The Philippine fast food industry

According to the Institute for Development and Econometric Analysis, Inc. (IDEA) latest Industry Trends, a regular publication produced by IDEA, food is always viewed as an indispensable household necessity. Based on the 2009 Family Income and Expenditure Survey (FIES), around 42.6 percent of the total expenditure of a typical Filipino household is solely being allocated for food. Changing consumer behavior and lifestyle, however, are some of the factors that continuously shape and influence households’ decisions on food consumption. The increasing numbers of white-collar workers, the women’s changing role in the society, the shifting consumers’ preferences towards leisure and convenience, and urbanization have heightened consumer demand for food services—particularly for fast food services.

Per IDEA, a fast food refers to a type of restaurant that offers quick services and affordable food. This thriving industry has transformed the landscape of Filipinos’ diet and culture. Buying of fast food has now become an everyday routine for most people, especially for middle class earners engaged in productive activities. Most fast food establishments are located in Metro Manila and in several major cities in Central Luzon and Southern Tagalog. As of 2009, there are around thirty-two thousand fast food outlets in Metro Manila area alone. Emerging urban areas outside Luzon—including Metro Cebu and Metro Davao—are also considered as strategic locations for outlet expansion.

Per same published report, it was revealed that according to the 1994 Philippine Standard Industrial Classification (PSIC) handbook, fast food services are classified under class 55210—restaurants, cafes and fast-food centers. This classification comprises all activities concerned with the sale of prepared foods and drinks for immediate consumption in the premises such as restaurants, cafes, lunch counters and fast food outlets. It is also concerned with take-out operation activities which includes drive-thru option.
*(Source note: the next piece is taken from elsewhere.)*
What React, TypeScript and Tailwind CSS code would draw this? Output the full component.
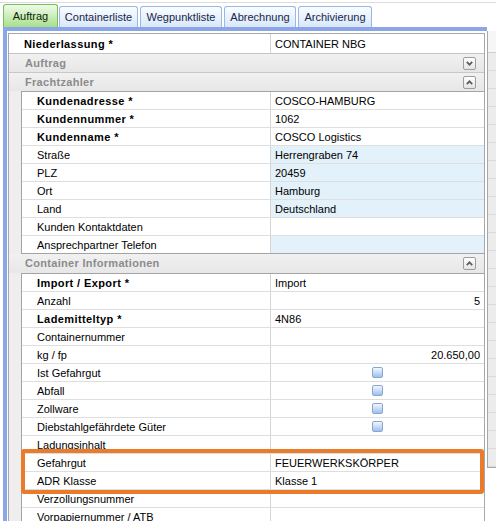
import React from "react";

type Row = {
  label: string;
  value?: string;
  bold?: boolean;
  blue?: boolean;
  right?: boolean;
  check?: boolean;
};

const fracht: Row[] = [
  { label: "Kundenadresse *", value: "COSCO-HAMBURG", bold: true },
  { label: "Kundennummer *", value: "1062", bold: true },
  { label: "Kundenname *", value: "COSCO Logistics", bold: true },
  { label: "Straße", value: "Herrengraben 74", blue: true },
  { label: "PLZ", value: "20459", blue: true },
  { label: "Ort", value: "Hamburg", blue: true },
  { label: "Land", value: "Deutschland", blue: true },
  { label: "Kunden Kontaktdaten", value: "" },
  { label: "Ansprechpartner Telefon", value: "", blue: true },
];

const container: Row[] = [
  { label: "Import / Export *", value: "Import", bold: true },
  { label: "Anzahl", value: "5", right: true },
  { label: "Lademitteltyp *", value: "4N86", bold: true },
  { label: "Containernummer", value: "" },
  { label: "kg / fp", value: "20.650,00", right: true },
  { label: "Ist Gefahrgut", check: true },
  { label: "Abfall", check: true },
  { label: "Zollware", check: true },
  { label: "Diebstahlgefährdete Güter", check: true },
  { label: "Ladungsinhalt", value: "" },
  { label: "Gefahrgut", value: "FEUERWERKSKÖRPER" },
  { label: "ADR Klasse", value: "Klasse 1" },
  { label: "Verzollungsnummer", value: "" },
  { label: "Vorpapiernummer / ATB", value: "" },
];

function Tab({ label, w, active }: { label: string; w: string; active?: boolean }) {
  if (active) {
    return (
      <div
        className={`${w} h-[23px] flex items-center justify-center rounded-t-[3px] border border-b-0 border-[#76bf55] bg-linear-to-b from-[#effaea] to-[#a8df8a] text-[#0f1f0a]`}
      >
        {label}
      </div>
    );
  }
  return (
    <div
      className={`${w} h-[21px] flex items-center justify-center rounded-t-[3px] border border-b-0 border-[#98b8e8] bg-linear-to-b from-[#fbfdff] to-[#d9e7fa] text-[#14284a]`}
    >
      {label}
    </div>
  );
}

function CollapseBtn({ up }: { up?: boolean }) {
  return (
    <div className="w-[13px] h-[13px] rounded-[2px] border border-[#9d9d9d] bg-linear-to-b from-[#ffffff] to-[#e4e4e4] flex items-center justify-center">
      <svg width="7" height="5" viewBox="0 0 7 5">
        {up ? (
          <polyline points="0.8,4.2 3.5,1.3 6.2,4.2" fill="none" stroke="#5c5c5c" strokeWidth="1.7" />
        ) : (
          <polyline points="0.8,0.8 3.5,3.7 6.2,0.8" fill="none" stroke="#5c5c5c" strokeWidth="1.7" />
        )}
      </svg>
    </div>
  );
}

function Checkbox() {
  return (
    <div className="w-[11px] h-[11px] rounded-[2px] border border-[#89a6d2] bg-linear-to-b from-[#f2f7fd] via-[#c8dcf5] to-[#9dc0ec]" />
  );
}

function GroupHeader({ title, up, h }: { title: string; up?: boolean; h: string }) {
  return (
    <div
      className={`${h} flex items-center justify-between pl-[16px] pr-[8px] bg-linear-to-b from-[#f1f1f1] to-[#e7e7e7] font-bold tracking-[0.3px] text-[#8b8b8b]`}
    >
      <span>{title}</span>
      <CollapseBtn up={up} />
    </div>
  );
}

function SubRow({ r }: { r: Row }) {
  return (
    <div className="flex h-[18px] border-b border-[#dedede]">
      <div
        className={`w-[248px] shrink-0 pl-[15px] pt-[2px] flex items-center whitespace-nowrap overflow-hidden ${
          r.bold ? "font-bold tracking-[0.4px]" : ""
        }`}
      >
        {r.label}
      </div>
      <div
        className={`flex-1 border-l border-[#d4d4d4] flex items-center whitespace-nowrap ${
          r.blue ? "bg-[#e3f1fa]" : "bg-white"
        } ${r.right ? "justify-end pr-[4px] pt-[2px]" : r.check ? "justify-center" : "pl-[4px] pt-[2px]"}`}
      >
        {r.check ? <Checkbox /> : r.value}
      </div>
    </div>
  );
}

function SubTable({ rows, lastBorder }: { rows: Row[]; lastBorder?: boolean }) {
  return (
    <div className="flex">
      <div className="w-[12px] shrink-0 bg-[#eeeeee]" />
      <div
        className={`flex-1 border-l border-t border-[#a4a4a4] ${
          lastBorder ? "[&>div:last-child]:border-[#a4a4a4]" : ""
        }`}
      >
        {rows.map((r) => (
          <SubRow key={r.label} r={r} />
        ))}
      </div>
    </div>
  );
}

export default function App() {
  return (
    <div className="relative w-[496px] h-[521px] overflow-hidden bg-white text-[11px] leading-none text-black font-['Liberation_Sans',Arial,sans-serif] flex flex-col">
      {/* tab strip */}
      <div className="mt-[2px] h-[25px] border-t border-[#dcdcdc] flex items-end pl-[3px] gap-[2px] shrink-0">
        <Tab label="Auftrag" w="w-[55px]" active />
        <div className="-ml-[1px] flex items-end gap-[2px]">
          <Tab label="Containerliste" w="w-[79px]" />
          <Tab label="Wegpunktliste" w="w-[82px]" />
          <Tab label="Abrechnung" w="w-[72px]" />
          <Tab label="Archivierung" w="w-[74px]" />
        </div>
      </div>

      <div className="flex flex-1 min-h-0">
        {/* main panel */}
        <div className="w-[487px] shrink-0 pl-[3px]">
          <div className="h-full border-l-[4px] border-t-[4px] border-[#8aa6e6] pl-[1px] pt-[2px]">
            <div className="w-[477px] border-t border-l border-r border-[#a8a8a8]">
              {/* Niederlassung */}
              <div className="flex h-[20px] border-b border-[#c4c4c4]">
                <div className="w-[261px] shrink-0 pl-[15px] pt-[2px] flex items-center font-bold tracking-[0.4px]">
                  Niederlassung *
                </div>
                <div className="flex-1 border-l border-[#d4d4d4] pl-[4px] pt-[2px] flex items-center">
                  CONTAINER NBG
                </div>
              </div>
              <div className="border-b border-[#c8c8c8]">
                <GroupHeader title="Auftrag" h="h-[18px]" />
              </div>
              <GroupHeader title="Frachtzahler" up h="h-[18px]" />
              <SubTable rows={fracht} lastBorder />
              <GroupHeader title="Container Informationen" up h="h-[19px]" />
              <SubTable rows={container} />
            </div>
          </div>
        </div>

        {/* right strip */}
        <div className="flex-1 mt-[4px]">
          <div className="h-[437px] border-l border-b border-[#a8a8a8] bg-[#ececec] flex flex-col">
            <div className="h-[22px] border-b border-[#d0d0d0] bg-[#f6f6f6]" />
            {Array.from({ length: 23 }).map((_, i) => (
              <div key={i} className="h-[18px] shrink-0 border-b border-[#dadada]" />
            ))}
          </div>
        </div>
      </div>

      {/* highlight overlay */}
      <div className="absolute left-[21px] top-[449px] w-[463px] h-[45px] border-[4px] border-[#ea7b2b] rounded-[3px] pointer-events-none" />
    </div>
  );
}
Furthermore, it was also revealed that Gross Value Added (GVA) in the hotel and restaurant industry remains to be in the uptrend in the past decade (Figure 1). The industry posted a decade?best of 9.3 percent GVA growth in 2007, but was immediately followed by modest GVA growth rates of 3.1 percent and 2.7 percent in 2008 and 2009, respectively. The slow down illustrated the industry’s difficulties in sustaining high growth during the height of the Global Economic Crisis (GEC) in 2008 and 2009. The industry reverted back to its bullish growth in 2010 with 9.1 percent. The sustained positive growth of the industry during the last decade can be attributed to the robust performance of the restaurant sector, particularly the fast food subsector given that approximately 80 percent of the restaurants in the country are classified as fast food. Based on a report released by the Department of Primary Industries–Victoria, Australia, the Philippine Fast Food subsector is valued at USD 3 billion, with growth rates ranging from 10% to 15% in the last decade. This subsector is immune to most economic turmoil given its large pool of consumers, ranging from middle class workers to wealthy local and expatriate customers. In addition, the fast food industry has managed to capture high-end restaurant goers when general prices are rising; this was said to be evident during the GEC, according to IDEA.